I thank you for outstanding courage and artistry in bringing to us Grand Opera as it existed until now, only in the minds of those who created it.”

While Pauline Kael of the New Yorker panned the film in her 1982 book “5001 Nights at the Movies” by writing “the whole thing seems to be the product of an aberrant, second-rate imagination that confuses décor with art,” filmmakers like Martin Scorsese and George Romero have cited it as key in their artistic development. In introducing the 4K restoration, Scorsese said he was ‘obsessed and entranced’ with the film. “The Red Shoes is filled with music and dance. The Tales of Hoffmann is music and dance,” he observed.
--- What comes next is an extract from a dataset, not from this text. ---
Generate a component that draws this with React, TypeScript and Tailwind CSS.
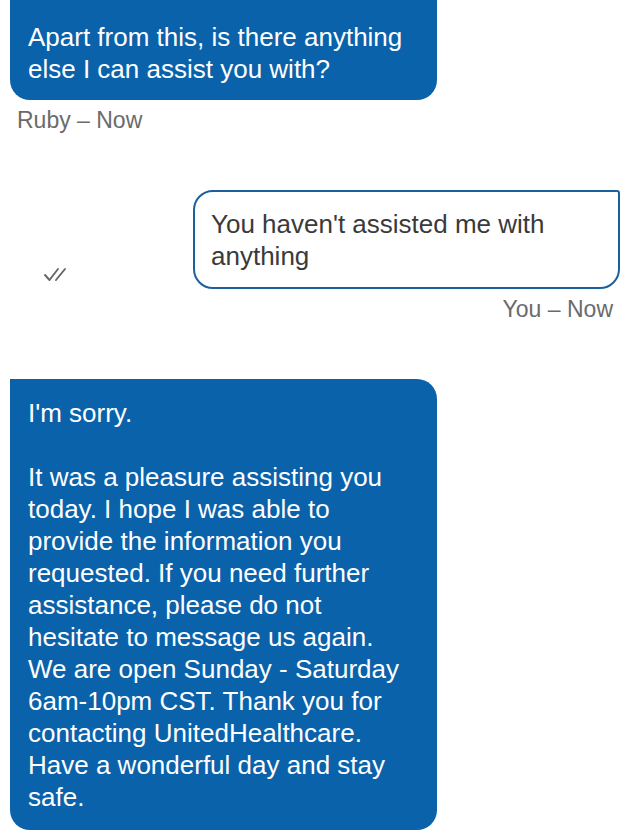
import { ReactNode } from "react"

const font = { fontFamily: '"Liberation Sans", Arial, sans-serif' }

function BotBubble({ children, cut }: { children: ReactNode; cut?: boolean }) {
  return (
    <div
      className={
        "w-[427px] bg-[#0a62ab] px-[18px] text-[26px] leading-[32px] text-white " +
        (cut
          ? "pt-[21px] pb-[15px] rounded-b-[20px]"
          : "pt-[18px] pb-[17px] rounded-[20px] rounded-tl-none")
      }
    >
      {children}
    </div>
  )
}

function DoubleCheck() {
  return (
    <svg width="27" height="15" viewBox="0 0 27 15" fill="none" stroke="#666" strokeWidth="1.9" strokeLinecap="round" strokeLinejoin="round">
      <path d="M2 8 L6.5 13 L15 2" />
      <path d="M13 13 L22 2" />
    </svg>
  )
}

export default function App() {
  return (
    <div className="min-h-[834px] w-[628px] overflow-hidden bg-white" style={font}>
      <div className="flex flex-col px-[10px]">
        <BotBubble cut>Apart from this, is there anything else I can assist you with?</BotBubble>
        <p className="mt-[8px] pl-[7px] text-[23px] leading-[24px] text-[#6b6b6b]">Ruby – Now</p>

        <div className="mt-[58px] flex items-end justify-between">
          <div className="pb-[7px] pl-[33px]">
            <DoubleCheck />
          </div>
          <div className="mr-[-2px] w-[427px] rounded-[20px] rounded-tr-[3px] border-2 border-[#1c5f9f] px-[16px] pt-[16px] pb-[15px] text-[26px] leading-[32px] text-[#3a3a3a]">
            You haven't assisted me with anything
          </div>
        </div>
        <p className="mt-[8px] pr-[5px] text-right text-[23px] leading-[24px] text-[#6b6b6b]">You – Now</p>

        <div className="mt-[58px]">
          <BotBubble>
            <p>I'm sorry.</p>
            <p className="mt-[32px]">
              It was a pleasure assisting you today. I hope I was able to provide the information you requested. If you need further assistance, please do not hesitate to message us again. We are open Sunday - Saturday 6am-10pm CST. Thank you for contacting UnitedHealthcare. Have a wonderful day and stay safe.
            </p>
          </BotBubble>
        </div>
      </div>
    </div>
  )
}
Schoonmaker talked about her delight in discovering lost footage and some closing credits that were cut out of the original. “In the third act, there’s an additional 6 minutes, which shows the father getting angry at his daughter because he’s afraid that the influence of her mother is going to make her want to sing again and he knows that if she sings, she’s going to die. That part was removed from the original film, and I think it weakened the third act a lot … [producer Alexander] Korda had made them cut it, and my husband was very angry about it, so we were delighted to put it back.

And then, at the very end, the introduction of the cast members was also restored. I saw it as we were restoring the film. We got to the end and all of a sudden, this little scene came up and I said, “What is that?” And they said, “Oh, this is something we don’t have the sound for, so we’re not going to restore it.” I said, “Oh my gosh, yes, we are, it’s so brilliant!” I created the sound for it with music and applause. No one has ever seen that footage before. It wasn’t even in the initial release.” The footage shows the dancer/actors taking a bow alongside the opera star that sang their roles.

The 2015 4K restoration of the film was funded in part by the Hollywood Foreign Press Association in partnership with the Film Foundation, the British Film Institute and StudioCanal. It runs 136 minutes including the missing footage and final credits sequence.